How the system works

To transfer the sand, nine kilometres of pipeline has been installed in two sections of Adelaide’s coast. There are also two main pump stations, three booster pump stations, 16 discharge stations and a relocatable sand collection unit.
 
Sand is scraped from the beach surface using a land plane and brought to the sand collection unit where it is mixed with seawater to form a sand-slurry (70% water, 30% sand).
 
The sand slurry is pumped southwards through the pipeline to discharge stations at southern beaches where it is discharged on to the back of the beach at the toe of the dune or base of seawalls. The sand settles out from the slurry forming a low, wide stable mound and the excess water returns to the sea.
 
When sand has built up at one discharge location, the sand slurry discharge can be redirected to another discharge location. At the end of each pumping session, the pipeline is flushed with plain seawater to remove remaining sand.
 
Waves then gradually spread out the discharged sand and move it northwards along the beach (known as littoral or longshore drift) providing coast protection to the foreshore.
 
Where seagrass has built-up on the donor beach, it is removed or set aside to ensure that mainly sand is collected and brought to the sand collection unit. 
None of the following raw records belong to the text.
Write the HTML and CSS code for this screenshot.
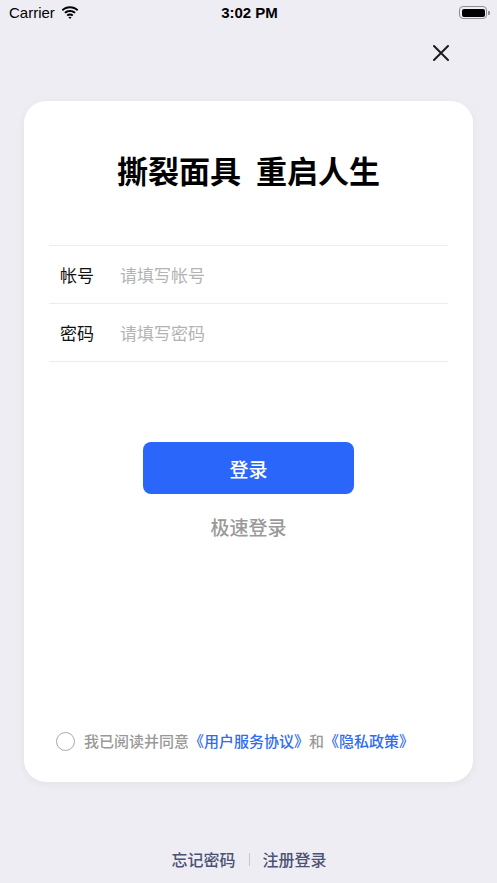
FILE: index.html
```html
<!DOCTYPE html>
<html lang="zh-CN">
<head>
  <meta charset="utf-8">
  <meta name="viewport" content="width=device-width, initial-scale=1">
  <title>登录</title>
  <link rel="stylesheet" href="styles.css">
</head>
<body>
  <div class="screen">
    <!-- 状态栏 -->
    <div class="statusBar">
      <div class="statusLeft">
        <span>Carrier</span>
        <svg class="wifi" width="18" height="13" viewBox="0 0 18 13">
          <path d="M9 2.2c2.7 0 5.2 1 7 2.8l1.3-1.4C15.1 1.5 12.2.3 9 .3S2.9 1.5.7 3.6L2 5C3.8 3.2 6.3 2.2 9 2.2z" fill="#000"/>
          <path d="M9 5.9c1.7 0 3.2.6 4.4 1.7l1.3-1.4C13.2 4.8 11.2 4 9 4S4.8 4.8 3.3 6.2l1.3 1.4C5.8 6.5 7.3 5.9 9 5.9z" fill="#000"/>
          <path d="M9 9.5c.8 0 1.5.3 2 .8L12.4 9c-.9-.9-2.1-1.4-3.4-1.4S6.5 8.1 5.6 9L7 10.3c.5-.5 1.2-.8 2-.8zM9 13l1.6-1.7c-.4-.4-1-.6-1.6-.6s-1.2.2-1.6.6z" fill="#000"/>
        </svg>
      </div>
      <div class="statusTime">3:02 PM</div>
      <div class="statusRight">
        <div class="battery"><div class="batteryLevel"></div></div>
        <div class="batteryCap"></div>
      </div>
    </div>

    <!-- 关闭按钮 -->
    <div class="topBar">
      <button class="closeButton" title="关闭">
        <svg width="16" height="16" viewBox="0 0 16 16">
          <path d="M1 1l14 14M15 1L1 15" stroke="#1c1c1e" stroke-width="2" stroke-linecap="round" fill="none"/>
        </svg>
      </button>
    </div>

    <!-- 登录卡片 -->
    <div class="card">
      <h1 class="title">撕裂面具 重启人生</h1>

      <div class="form">
        <div class="formRow">
          <label class="formLabel" for="account">帐号</label>
          <input id="account" class="formInput" type="text" placeholder="请填写帐号">
        </div>
        <div class="formRow">
          <label class="formLabel" for="password">密码</label>
          <input id="password" class="formInput" type="password" placeholder="请填写密码">
        </div>
      </div>

      <button class="loginButton">登录</button>
      <div class="quickLogin">极速登录</div>

      <div class="agreement">
        <span class="checkCircle"></span>
        <span class="agreementText">我已阅读并同意<a class="agreementLink">《用户服务协议》</a>和<a class="agreementLink">《隐私政策》</a></span>
      </div>
    </div>

    <!-- 底部链接 -->
    <div class="footerLinks">
      <a class="footerLink">忘记密码</a>
      <span class="footerDivider"></span>
      <a class="footerLink">注册登录</a>
    </div>
  </div>
</body>
</html>
```

FILE: styles.css
```css
:root {
  --page-bg: #efedf4;
  --theme-primary: #2b66fb;
  --link-color: #2e6cf2;
  --line-color: #ececec;
  --text-gray: #999999;
}

* {
  padding: 0;
  margin: 0;
  box-sizing: border-box;
}

html,
body {
  width: 100%;
  height: 100%;
  background: var(--page-bg);
  font-family: "Noto Sans CJK SC", "Noto Sans", sans-serif;
}

.screen {
  display: flex;
  flex-direction: column;
  height: 883px;
}

.statusBar {
  display: flex;
  align-items: center;
  justify-content: space-between;
  height: 25px;
  padding: 0 7px 0 9px;
  font-family: "Liberation Sans", Arial, sans-serif;
  font-size: 15px;
  color: #000;
}

.statusLeft {
  display: flex;
  align-items: center;
  gap: 6px;
  width: 120px;
}

.statusTime {
  font-weight: 700;
}

.statusRight {
  display: flex;
  align-items: center;
  justify-content: flex-end;
  width: 120px;
}

.battery {
  width: 28px;
  height: 13px;
  border: 1px solid #8e8e93;
  border-radius: 4px;
  padding: 1.5px;
}

.batteryLevel {
  width: 100%;
  height: 100%;
  background: #000;
  border-radius: 2px;
}

.batteryCap {
  width: 1.5px;
  height: 4px;
  margin-left: 1px;
  background: #8e8e93;
  border-radius: 0 1px 1px 0;
}

.topBar {
  display: flex;
  justify-content: flex-end;
  height: 76px;
  padding: 20px 48px 0 0;
}

.closeButton {
  width: 16px;
  height: 16px;
  background: transparent;
  border: none;
  cursor: pointer;
}

.card {
  display: flex;
  flex-direction: column;
  align-items: center;
  height: 681px;
  margin: 0 24px;
  padding: 48px 25px 31px;
  background: #fff;
  border-radius: 22px;
  box-shadow: 0 2px 8px rgba(0, 0, 0, 0.05);
}

.title {
  font-size: 31px;
  line-height: 42px;
  font-weight: 700;
  color: #000;
  word-spacing: 8px;
}

.form {
  width: 100%;
  margin-top: 54px;
  border-top: 1px solid var(--line-color);
}

.formRow {
  display: flex;
  align-items: center;
  height: 58px;
  padding-left: 11px;
  border-bottom: 1px solid var(--line-color);
}

.formLabel {
  width: 60px;
  font-size: 17px;
  color: #111;
}

.formInput {
  flex: 1;
  border: none;
  outline: none;
  background: transparent;
  font-family: inherit;
  font-size: 17px;
  color: #111;
}

.formInput::placeholder {
  color: #b3b3b3;
}

.loginButton {
  width: 211px;
  height: 52px;
  margin-top: 80px;
  background: var(--theme-primary);
  color: #fff;
  border: none;
  border-radius: 8px;
  font-family: inherit;
  font-size: 19px;
  font-weight: 500;
  cursor: pointer;
}

.quickLogin {
  margin-top: 20px;
  font-size: 19px;
  line-height: 26px;
  font-weight: 500;
  color: var(--text-gray);
}

.agreement {
  display: flex;
  align-items: center;
  align-self: flex-start;
  gap: 9px;
  margin-top: auto;
  padding-left: 7px;
}

.checkCircle {
  width: 19px;
  height: 19px;
  border: 1.5px solid #aaaaaa;
  border-radius: 50%;
}

.agreementText {
  font-size: 15px;
  line-height: 20px;
  font-weight: 500;
  color: var(--text-gray);
}

.agreementLink {
  color: var(--link-color);
}

.footerLinks {
  display: flex;
  align-items: center;
  justify-content: center;
  gap: 13px;
  margin-top: 66px;
  padding-left: 1px;
}

.footerLink {
  font-size: 16px;
  line-height: 22px;
  font-weight: 500;
  color: #4b5274;
}

.footerDivider {
  width: 1px;
  height: 13px;
  background: #c8c8cc;
}
```
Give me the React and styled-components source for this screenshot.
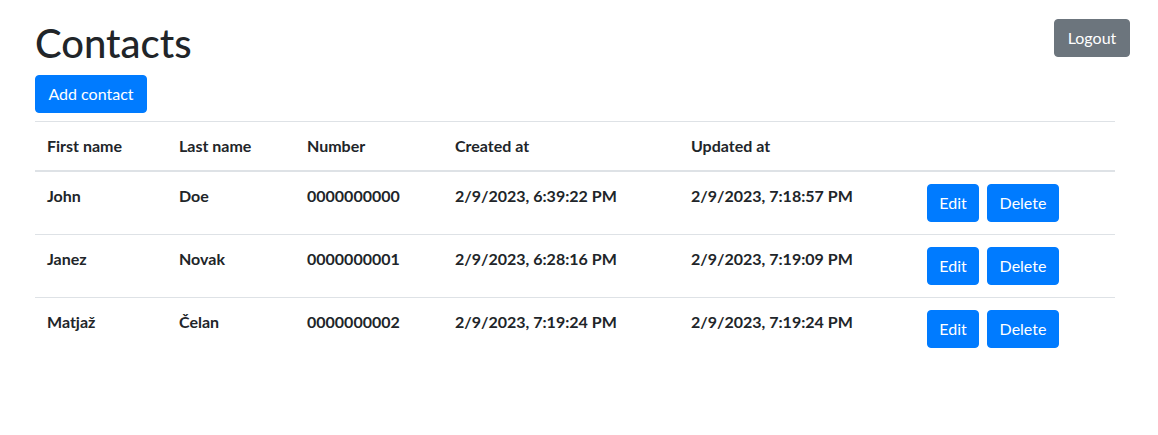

When does pumping take place?

Sand pumping operates at similar times to the past sand carting program, ie mainly in spring and autumn. Pumping may occur any time between 7:00am and 7:00pm from Monday to Saturday.
 
As with sand carting, pumping is scheduled to avoid work in summer and school holidays due to high beach usage. Winter work is also avoided where possible due to high tides and the frequency of storm events.
 

The duration of each sand pumping depends on the amount of sand required to be pumped. This is determined by DEWNR surveys of beach heights and calculations of beach volumes in relation to the minimum beach and dune buffer requirements. Sand pumping will continue over a 20 year period.